Kaytee Products, Inc.
- Formerly: Knauf & Tesch, K & T
- Industry: Pet food and supplies
- Founded: 1866
- Headquarters: Chilton, Wisconsin, U.S.
- Key people: Nicholas W. Knauf; William N. Knauf; Frank Tesch; William Engler Senior.; William Engler Junior.
- Products: bird seed, pet food, cages, bedding, feeders
- Owner: Central Garden & Pet

= Kaytee =

Kaytee is a company based in Chilton, Wisconsin and United States. It is an international supplier of bird seed.

==History==
Nicholas W. Knauf and Peter Juckem founded a grain elevator, on East Main Street in Chilton in 1866. At age 19, William N. Knauf became co-owner with Frank Tesch when Nicholas W. Knauf died. They took the company name from their initials, K & T. They built a gristmill and general store to sell seeds to farmers. They used the 1872 railroad to ship barley and oats to markets; which led to selling barley to Milwaukee breweries. In 1920, the company became a national supplier of peas to be used for pigeon feed. It expanded into making feed for birds and other small animals, becoming the first commercial supplier of wild bird seed in 1955.

William Engler Sr., a long-term employee and son-in-law of William N. Knauf, purchased the company in 1964 and renamed it Kaytee Products, Inc. His son, Bill Engler Jr., took over the company in 1982. Bill Engler Jr. was named the Small Business Person of the Year in 1993 by United States President Bill Clinton. As of 1993, Kaytee had 365 employees and annual sales of about $70 million. At that time, it also held about 1300 exotic bird species in an aviary in Chilton.

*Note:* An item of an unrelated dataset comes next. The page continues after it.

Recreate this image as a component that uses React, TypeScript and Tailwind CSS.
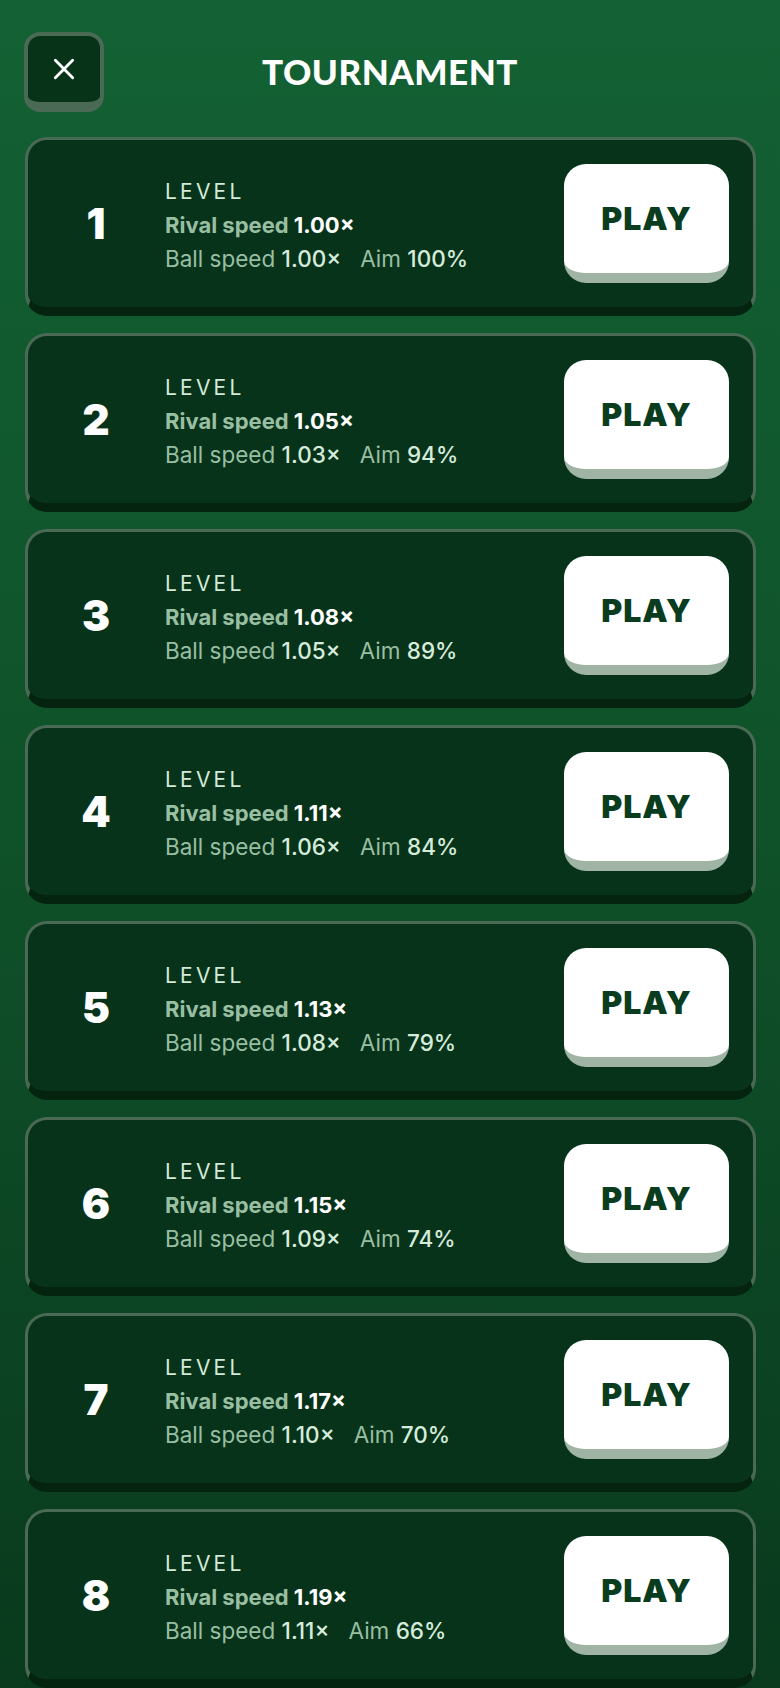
import React from 'react';

type Level = { n: number; rival: string; ball: string; aim: number };

const LEVELS: Level[] = [
  { n: 1, rival: '1.00', ball: '1.00', aim: 100 },
  { n: 2, rival: '1.05', ball: '1.03', aim: 94 },
  { n: 3, rival: '1.08', ball: '1.05', aim: 89 },
  { n: 4, rival: '1.11', ball: '1.06', aim: 84 },
  { n: 5, rival: '1.13', ball: '1.08', aim: 79 },
  { n: 6, rival: '1.15', ball: '1.09', aim: 74 },
  { n: 7, rival: '1.17', ball: '1.10', aim: 70 },
  { n: 8, rival: '1.19', ball: '1.11', aim: 66 },
];

const INTER = { fontFamily: 'Inter, "Noto Sans", sans-serif' };

const LevelCard: React.FC<{ level: Level }> = ({ level }) => {
  return (
    <div className="h-[179px] rounded-[22px] border-[3px] border-[#4b6a56] border-b-[9px] border-b-[#05240f] bg-[#08331b] flex items-center">
      <div className="w-[96px] ml-[20px] text-center text-[42px] leading-none font-black text-white">
        {level.n}
      </div>
      <div className="ml-[21px] flex-1 flex flex-col pt-[2px]">
        <div className="text-[21px] leading-[34px] tracking-[3.2px] text-[#d3ead8]">LEVEL</div>
        <div className="text-[22px] leading-[33px] font-bold text-[#98bfa2]">
          Rival speed <span className="text-white">{level.rival}×</span>
        </div>
        <div className="text-[22.5px] leading-[33px] text-[#98bfa2]">
          Ball speed <span className="font-medium text-[#d5ecdb]">{level.ball}×</span>
          <span className="ml-[19px]">Aim</span>{' '}
          <span className="font-medium text-[#d5ecdb]">{level.aim}%</span>
        </div>
      </div>
      <button className="mr-[24px] w-[165px] h-[119px] rounded-[22px] bg-white border-b-[10px] border-b-[#9fb4a5] flex items-center justify-center text-[32px] font-black tracking-[1px] text-[#0a3d20]">
        PLAY
      </button>
    </div>
  );
};

export default function App() {
  return (
    <div
      className="min-h-[1688px] w-full bg-gradient-to-b from-[#136134] via-[#0f5129] to-[#093a1d] px-[24px] pt-[32px]"
      style={INTER}
    >
      <div className="relative flex items-center justify-center h-[80px]">
        <button className="absolute left-0 top-0 w-[80px] h-[80px] rounded-[16px] border-[4px] border-[#4b6a56] border-b-[10px] bg-[#073319] flex items-center justify-center">
          <svg width="26" height="26" viewBox="0 0 24 24" fill="none" stroke="white" strokeWidth="2.6" strokeLinecap="round">
            <path d="M4 4L20 20M20 4L4 20" />
          </svg>
        </button>
        <h1
          className="text-[35px] font-black text-white tracking-[0.5px] leading-none -mt-[2px]"
          style={{ fontFamily: 'Lato, "Noto Sans", sans-serif' }}
        >
          TOURNAMENT
        </h1>
      </div>
      <div className="mt-[25px] flex flex-col gap-[17px] ml-[1px]">
        {LEVELS.map((l) => (
          <LevelCard key={l.n} level={l} />
        ))}
      </div>
    </div>
  );
}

Engler sold the company to Central Garden & Pet in 1997. They renamed the company Central Avian & Small Animal and continued to market products under the Kaytee brand.

==Controversy==

In April 2012, Kaytee recalled five lots of parrot hand-feeding formula due to excessive vitamin D.

In February 2013, Kaytee recalled a number of treat mixes due to reports from a parsley supplier of salmonella contamination. They recalled the mixes to comply with FDA regulation, but it was later found that none of the treat mixes recalled contained salmonella.